Drew Santin was excited to learn that his trade association was cosponsoring a seminar that would be transmitted nationwide via satellite. The conference topic -- using technology to make prototypes rapidly -- described his company's business exactly. However, there was no place to view the telecast near Santin Engineering, in West Peabody, Mass.
For a $400 fee, paid to the conference producers, Santin transformed his $4-million company into an authorized viewing site. He also paid $700 to a nearby satellite-dish-rental firm for one day's use of a dish, including installation and setup. Santin Engineering then invited customers to watch the seminar and enjoy a buffet lunch and a company tour. (Santin could have held the event at a hotel with a satellite dish, but he welcomed the chance to show off his plant.) The 50-employee company also sent out press releases about the telecast.

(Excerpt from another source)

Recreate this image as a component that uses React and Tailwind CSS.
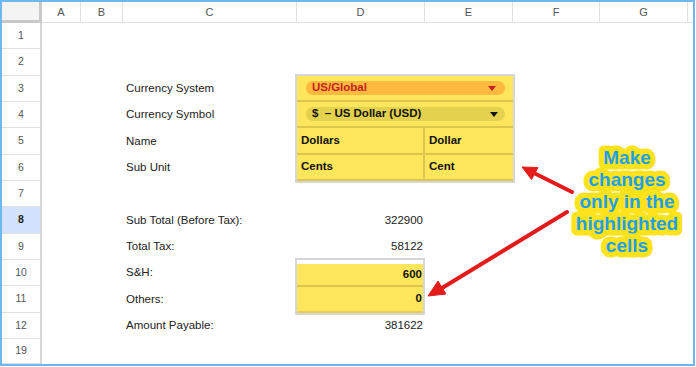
const font = "font-['Liberation_Sans',Arial,sans-serif]";

const cols = ['A', 'B', 'C', 'D', 'E', 'F', 'G'];
const rowNums = ['1', '2', '3', '4', '5', '6', '7', '8', '9', '10', '11', '12', '19'];

function Caret({ color }) {
  return (
    <svg width="8" height="5" viewBox="0 0 8 5">
      <path d="M0 0h8L4 5z" fill={color} />
    </svg>
  );
}

function Label({ row, children }) {
  return (
    <div className={`col-start-4 ${row} flex items-center pl-[3px] text-[11.5px] text-[#222]`}>
      {children}
    </div>
  );
}

function Value({ row, children }) {
  return (
    <div className={`col-start-5 ${row} flex items-center justify-end pr-[2px] text-[11.5px] text-[#222]`}>
      {children}
    </div>
  );
}

function Callout() {
  const lines = ['Make', 'changes', 'only in the', 'highlighted', 'cells'];
  return (
    <svg className="absolute inset-0 pointer-events-none" width="696" height="367" viewBox="0 0 696 367">
      {/* arrows */}
      <g fill="#e41b1b" stroke="#e41b1b">
        <line x1="572" y1="192" x2="534" y2="173" strokeWidth="4" strokeLinecap="round" />
        <polygon points="522,167 538,167.5 531.5,179.5" strokeWidth="1" strokeLinejoin="round" />
        <line x1="567" y1="212" x2="442" y2="288" strokeWidth="4" strokeLinecap="round" />
        <polygon points="428,296 438,281 446,294" strokeWidth="1" strokeLinejoin="round" />
      </g>
      {/* text with yellow halo */}
      <g
        fontFamily="'Liberation Sans', Arial, sans-serif"
        fontWeight="bold"
        fontSize="19"
        textAnchor="middle"
      >
        {lines.map((t, i) => (
          <text
            key={t}
            x="627"
            y={163.5 + i * 22}
            fill="#21a0e6"
            stroke="#fde21c"
            strokeWidth="11"
            strokeLinejoin="round"
            paintOrder="stroke"
          >
            {t}
          </text>
        ))}
      </g>
    </svg>
  );
}

export default function App() {
  return (
    <div className={`relative w-[696px] h-[367px] bg-white overflow-hidden ${font}`}>
      <div className="w-[695px] h-[366px] border-2 border-[#6db8ef]">
        <div className="grid grid-cols-[40px_39px_42px_174px_128px_88px_87px_88px_1fr] grid-rows-[21px_26px_27px_26px_26px_27px_26px_26px_27px_26px_26px_27px_26px_25px] h-full">
          {/* corner */}
          <div className="col-start-1 row-start-1 bg-[#f4f4f4] border-r-[3px] border-b-[3px] border-[#c9c9c9]" />
          {/* column headers */}
          {cols.map((c) => (
            <div
              key={c}
              className="row-start-1 flex items-center justify-center border-r border-b border-[#e0e0e0] text-[11px] text-[#555]"
            >
              {c}
            </div>
          ))}
          <div className="row-start-1 border-b border-[#e0e0e0]" />

          {/* row headers */}
          {rowNums.map((n, i) => (
            <div
              key={n}
              className={`col-start-1 flex items-center justify-center border-r-2 border-r-[#d6d6d6] border-b border-b-[#e0e0e0] text-[10.5px] ${
                n === '8' ? 'bg-[#d3e3fd] text-[#1f1f1f] font-bold' : 'bg-white text-[#555]'
              }`}
              style={{ gridRowStart: i + 2 }}
            >
              {n}
            </div>
          ))}

          {/* labels */}
          <Label row="row-start-4">Currency System</Label>
          <Label row="row-start-5">Currency Symbol</Label>
          <Label row="row-start-6">Name</Label>
          <Label row="row-start-7">Sub Unit</Label>
          <Label row="row-start-9">Sub Total (Before Tax):</Label>
          <Label row="row-start-10">Total Tax:</Label>
          <Label row="row-start-11">S&amp;H:</Label>
          <Label row="row-start-12">Others:</Label>
          <Label row="row-start-13">Amount Payable:</Label>

          {/* currency settings */}
          <div className="col-start-5 col-span-2 row-start-4 row-span-4 grid grid-cols-[128px_88px] grid-rows-[26px_26px_27px_26px] bg-[#fde65c] shadow-[0_0_0_2px_#d6d6d6] font-bold text-[11.5px] text-[#111]">
            <div className="col-span-2 flex items-center pl-[9px] pr-[8px] border-b-2 border-[#dcc64e]">
              <div className="flex-1 h-[14px] rounded-full bg-[#fbb940] flex items-center justify-between pl-[6px] pr-[9px] text-[#c5221f]">
                <span>US/Global</span>
                <Caret color="#c5221f" />
              </div>
            </div>
            <div className="col-span-2 flex items-center pl-[9px] pr-[8px] border-b-2 border-[#dcc64e]">
              <div className="flex-1 h-[14px] rounded-full bg-[#e4d24f] flex items-center justify-between pl-[6px] pr-[7px]">
                <span className="whitespace-pre">{'$  – US Dollar (USD)'}</span>
                <Caret color="#111" />
              </div>
            </div>
            <div className="flex items-center pl-[4px] border-b-2 border-r-2 border-[#dcc64e]">Dollars</div>
            <div className="flex items-center pl-[4px] border-b-2 border-[#dcc64e]">Dollar</div>
            <div className="flex items-center pl-[4px] border-b-2 border-r-2 border-[#dcc64e]">Cents</div>
            <div className="flex items-center pl-[4px] border-b-2 border-[#dcc64e]">Cent</div>
          </div>

          {/* totals */}
          <Value row="row-start-9">322900</Value>
          <Value row="row-start-10">58122</Value>
          <div className="col-start-5 row-start-11 row-span-2 w-[126px] flex flex-col bg-white pt-[4px] shadow-[0_0_0_2px_#d6d6d6] font-bold text-[11.5px] text-[#111]">
            <div className="flex-1 flex items-center justify-end pr-[1px] bg-[#fde65c] border-b-2 border-[#dcc64e]">600</div>
            <div className="h-[26px] flex items-center justify-end pr-[1px] bg-[#fde65c] border-b-2 border-[#e6d155]">0</div>
          </div>
          <Value row="row-start-13">381622</Value>
        </div>
      </div>
      <Callout />
    </div>
  );
}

Although guests were given short notice, Santin estimates that more than 60 people attended, about half of them current customers and half prospective ones. During the show Santin collected questions from the audience and faxed them to the speakers. He later addressed any questions the panelists hadn't.
Santin is pleased that his company got to showcase its expertise. In addition, the press releases raised the profile of the 40-year-old family business and resulted in several interviews by local radio and cable stations. Santin offers only one caution to others considering a similar event: make sure the satellite link is properly tuned. When the broadcast began, Santin's guests found themselves watching a fishing program!